Given instruction: Copy out each line in the material below that has the word "React".

Collected data:
** start **
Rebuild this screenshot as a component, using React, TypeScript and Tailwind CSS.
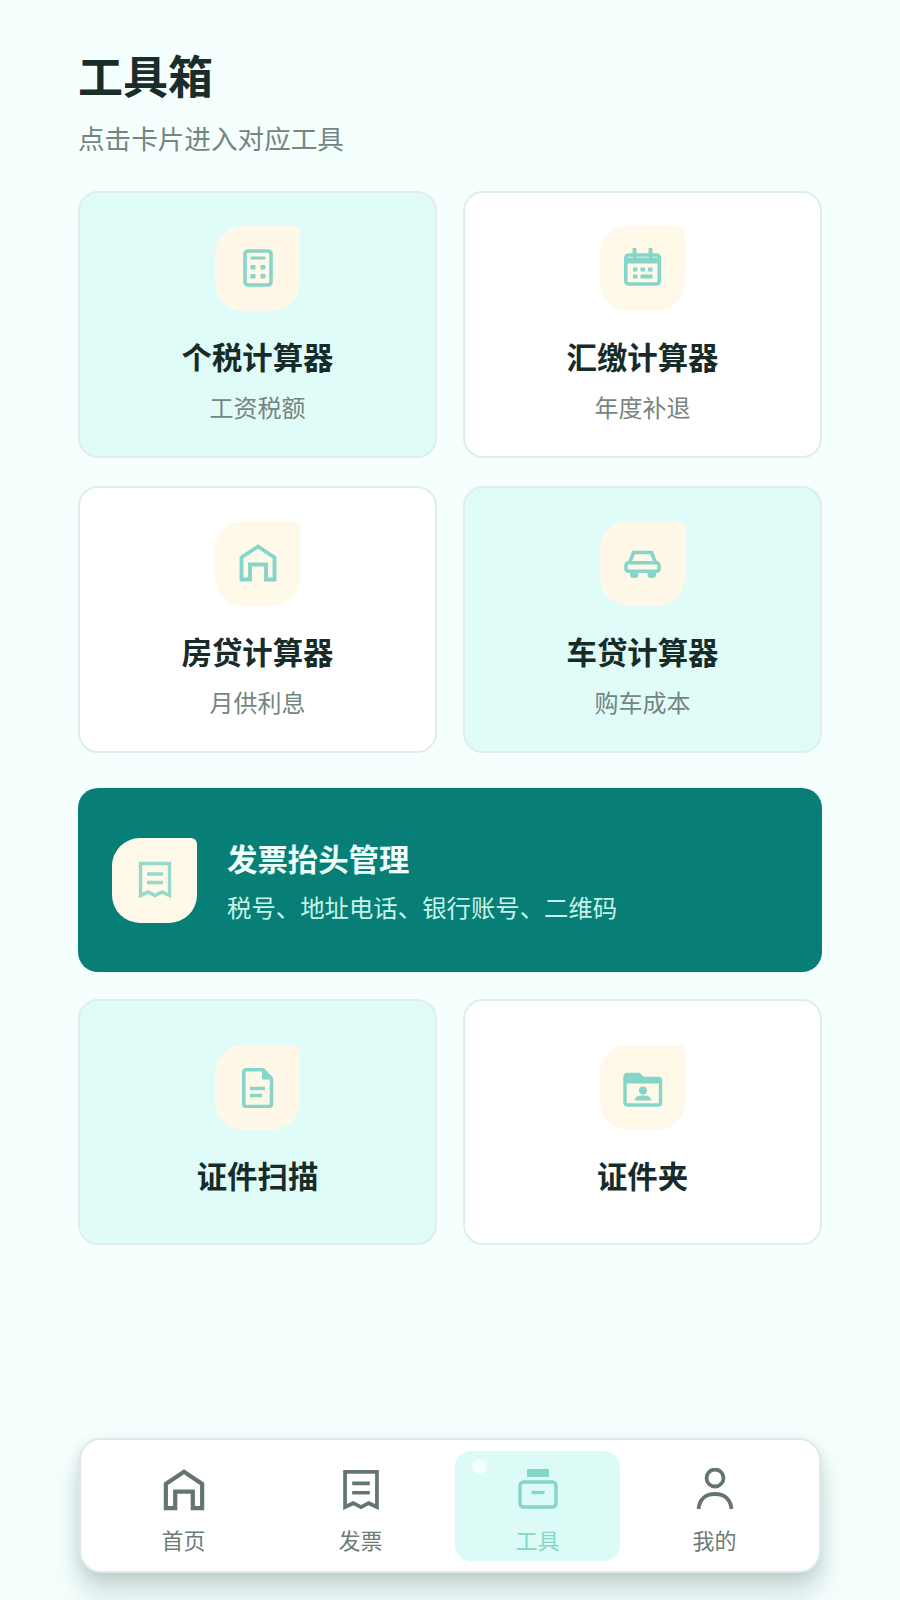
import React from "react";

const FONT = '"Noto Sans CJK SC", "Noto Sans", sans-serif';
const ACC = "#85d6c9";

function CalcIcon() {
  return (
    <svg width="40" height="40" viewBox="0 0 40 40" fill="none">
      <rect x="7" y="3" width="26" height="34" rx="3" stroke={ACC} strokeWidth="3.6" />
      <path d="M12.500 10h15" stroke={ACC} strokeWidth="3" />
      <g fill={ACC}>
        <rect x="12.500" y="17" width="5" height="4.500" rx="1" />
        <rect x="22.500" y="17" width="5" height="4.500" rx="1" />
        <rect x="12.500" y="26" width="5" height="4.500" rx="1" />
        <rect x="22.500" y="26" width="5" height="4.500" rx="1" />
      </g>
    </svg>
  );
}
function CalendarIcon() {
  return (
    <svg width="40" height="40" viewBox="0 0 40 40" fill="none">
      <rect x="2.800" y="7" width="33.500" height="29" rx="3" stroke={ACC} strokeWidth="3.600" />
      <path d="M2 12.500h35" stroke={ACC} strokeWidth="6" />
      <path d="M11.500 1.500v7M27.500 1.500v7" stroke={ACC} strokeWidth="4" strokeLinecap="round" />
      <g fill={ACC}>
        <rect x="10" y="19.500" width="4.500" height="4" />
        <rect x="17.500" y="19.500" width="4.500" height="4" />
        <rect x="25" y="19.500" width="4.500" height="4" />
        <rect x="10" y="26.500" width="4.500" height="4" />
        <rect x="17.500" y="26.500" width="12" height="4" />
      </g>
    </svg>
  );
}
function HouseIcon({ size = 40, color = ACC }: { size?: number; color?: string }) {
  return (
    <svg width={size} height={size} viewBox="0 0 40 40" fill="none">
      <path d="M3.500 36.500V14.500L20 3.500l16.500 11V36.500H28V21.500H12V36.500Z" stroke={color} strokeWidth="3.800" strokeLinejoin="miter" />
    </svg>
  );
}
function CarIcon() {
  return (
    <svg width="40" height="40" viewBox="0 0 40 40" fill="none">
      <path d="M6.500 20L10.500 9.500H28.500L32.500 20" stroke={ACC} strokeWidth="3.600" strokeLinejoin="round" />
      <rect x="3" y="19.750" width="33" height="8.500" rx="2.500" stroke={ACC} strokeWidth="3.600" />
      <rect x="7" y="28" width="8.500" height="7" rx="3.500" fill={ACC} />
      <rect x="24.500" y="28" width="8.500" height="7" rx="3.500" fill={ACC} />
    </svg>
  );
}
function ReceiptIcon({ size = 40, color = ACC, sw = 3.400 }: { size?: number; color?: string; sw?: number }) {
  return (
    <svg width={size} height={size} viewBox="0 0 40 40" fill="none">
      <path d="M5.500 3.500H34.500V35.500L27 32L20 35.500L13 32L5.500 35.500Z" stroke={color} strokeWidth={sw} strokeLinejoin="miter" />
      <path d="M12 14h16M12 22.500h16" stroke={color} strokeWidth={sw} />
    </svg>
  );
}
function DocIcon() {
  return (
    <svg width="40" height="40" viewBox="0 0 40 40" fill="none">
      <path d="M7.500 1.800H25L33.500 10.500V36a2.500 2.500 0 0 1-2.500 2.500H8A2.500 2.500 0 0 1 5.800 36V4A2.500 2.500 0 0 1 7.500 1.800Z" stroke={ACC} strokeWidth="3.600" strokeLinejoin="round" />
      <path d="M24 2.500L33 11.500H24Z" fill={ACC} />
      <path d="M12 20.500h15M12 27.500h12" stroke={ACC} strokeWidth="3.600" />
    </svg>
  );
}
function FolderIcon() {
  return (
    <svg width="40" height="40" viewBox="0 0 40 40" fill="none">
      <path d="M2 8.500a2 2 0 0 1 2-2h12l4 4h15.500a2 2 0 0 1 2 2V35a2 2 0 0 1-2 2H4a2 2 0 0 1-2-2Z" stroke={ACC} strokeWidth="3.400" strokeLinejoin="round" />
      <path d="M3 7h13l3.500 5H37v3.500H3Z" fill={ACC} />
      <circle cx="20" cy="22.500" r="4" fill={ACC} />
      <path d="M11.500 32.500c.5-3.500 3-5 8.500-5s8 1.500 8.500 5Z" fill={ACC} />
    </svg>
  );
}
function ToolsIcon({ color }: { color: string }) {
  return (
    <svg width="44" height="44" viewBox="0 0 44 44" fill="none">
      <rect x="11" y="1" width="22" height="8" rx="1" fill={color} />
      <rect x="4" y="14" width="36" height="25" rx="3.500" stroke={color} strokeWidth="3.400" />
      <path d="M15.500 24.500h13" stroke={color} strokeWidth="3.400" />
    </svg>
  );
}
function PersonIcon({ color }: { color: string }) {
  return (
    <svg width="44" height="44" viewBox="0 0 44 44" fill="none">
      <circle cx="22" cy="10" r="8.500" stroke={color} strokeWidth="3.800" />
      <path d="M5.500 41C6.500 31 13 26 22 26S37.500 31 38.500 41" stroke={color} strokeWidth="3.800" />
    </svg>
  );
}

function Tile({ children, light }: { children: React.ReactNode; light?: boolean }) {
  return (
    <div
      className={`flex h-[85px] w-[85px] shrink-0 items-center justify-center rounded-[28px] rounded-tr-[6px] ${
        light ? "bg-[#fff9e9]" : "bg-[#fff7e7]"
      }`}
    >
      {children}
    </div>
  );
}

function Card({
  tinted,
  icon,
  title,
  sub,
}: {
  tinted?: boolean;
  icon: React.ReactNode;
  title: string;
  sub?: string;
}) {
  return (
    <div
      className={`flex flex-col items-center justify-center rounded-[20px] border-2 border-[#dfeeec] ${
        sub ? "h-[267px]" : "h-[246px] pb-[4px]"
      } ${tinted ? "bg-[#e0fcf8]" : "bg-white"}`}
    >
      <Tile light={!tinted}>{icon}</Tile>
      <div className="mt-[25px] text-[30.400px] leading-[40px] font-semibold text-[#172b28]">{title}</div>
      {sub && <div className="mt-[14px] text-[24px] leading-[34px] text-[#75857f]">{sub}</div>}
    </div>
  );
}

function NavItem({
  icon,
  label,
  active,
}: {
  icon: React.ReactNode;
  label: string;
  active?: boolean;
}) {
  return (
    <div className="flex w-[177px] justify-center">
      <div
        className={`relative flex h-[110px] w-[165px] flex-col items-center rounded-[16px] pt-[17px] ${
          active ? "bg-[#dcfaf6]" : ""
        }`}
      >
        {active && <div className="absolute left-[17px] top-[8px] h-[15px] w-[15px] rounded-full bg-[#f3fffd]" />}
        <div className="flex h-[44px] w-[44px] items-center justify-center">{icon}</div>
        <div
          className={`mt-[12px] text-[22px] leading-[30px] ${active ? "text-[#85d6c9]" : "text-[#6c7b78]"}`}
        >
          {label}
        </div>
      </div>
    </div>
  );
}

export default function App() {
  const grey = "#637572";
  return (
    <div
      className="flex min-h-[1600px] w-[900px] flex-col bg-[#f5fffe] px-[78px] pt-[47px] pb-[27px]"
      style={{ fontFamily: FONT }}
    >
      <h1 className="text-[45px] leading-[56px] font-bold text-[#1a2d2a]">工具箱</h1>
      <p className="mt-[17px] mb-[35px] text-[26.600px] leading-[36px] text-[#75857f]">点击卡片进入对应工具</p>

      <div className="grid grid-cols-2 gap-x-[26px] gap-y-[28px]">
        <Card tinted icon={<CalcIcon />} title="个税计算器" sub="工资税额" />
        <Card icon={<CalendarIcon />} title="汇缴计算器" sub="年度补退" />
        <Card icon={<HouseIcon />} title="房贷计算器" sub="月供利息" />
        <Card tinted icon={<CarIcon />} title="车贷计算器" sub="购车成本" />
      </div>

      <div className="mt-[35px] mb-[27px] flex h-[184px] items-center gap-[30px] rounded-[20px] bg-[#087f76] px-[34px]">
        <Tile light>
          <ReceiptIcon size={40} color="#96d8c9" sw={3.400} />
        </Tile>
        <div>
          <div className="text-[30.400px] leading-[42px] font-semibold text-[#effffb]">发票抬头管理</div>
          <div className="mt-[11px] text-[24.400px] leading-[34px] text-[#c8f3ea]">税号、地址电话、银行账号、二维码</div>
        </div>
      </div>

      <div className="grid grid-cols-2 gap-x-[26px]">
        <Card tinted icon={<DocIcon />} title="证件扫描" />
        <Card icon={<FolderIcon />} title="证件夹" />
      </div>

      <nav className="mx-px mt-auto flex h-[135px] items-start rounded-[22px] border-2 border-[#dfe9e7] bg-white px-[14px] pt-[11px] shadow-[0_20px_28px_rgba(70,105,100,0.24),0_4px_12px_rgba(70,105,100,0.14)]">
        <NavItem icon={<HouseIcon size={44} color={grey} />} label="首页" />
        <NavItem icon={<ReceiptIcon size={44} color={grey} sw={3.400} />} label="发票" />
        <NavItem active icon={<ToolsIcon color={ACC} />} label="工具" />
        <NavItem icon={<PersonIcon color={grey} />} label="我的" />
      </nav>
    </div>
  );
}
** end **
Response to this exercise:
Rebuild this screenshot as a component, using React, TypeScript and Tailwind CSS.
import React from "react";
function Tile({ children, light }: { children: React.ReactNode; light?: boolean }) {
  icon: React.ReactNode;
  icon: React.ReactNode;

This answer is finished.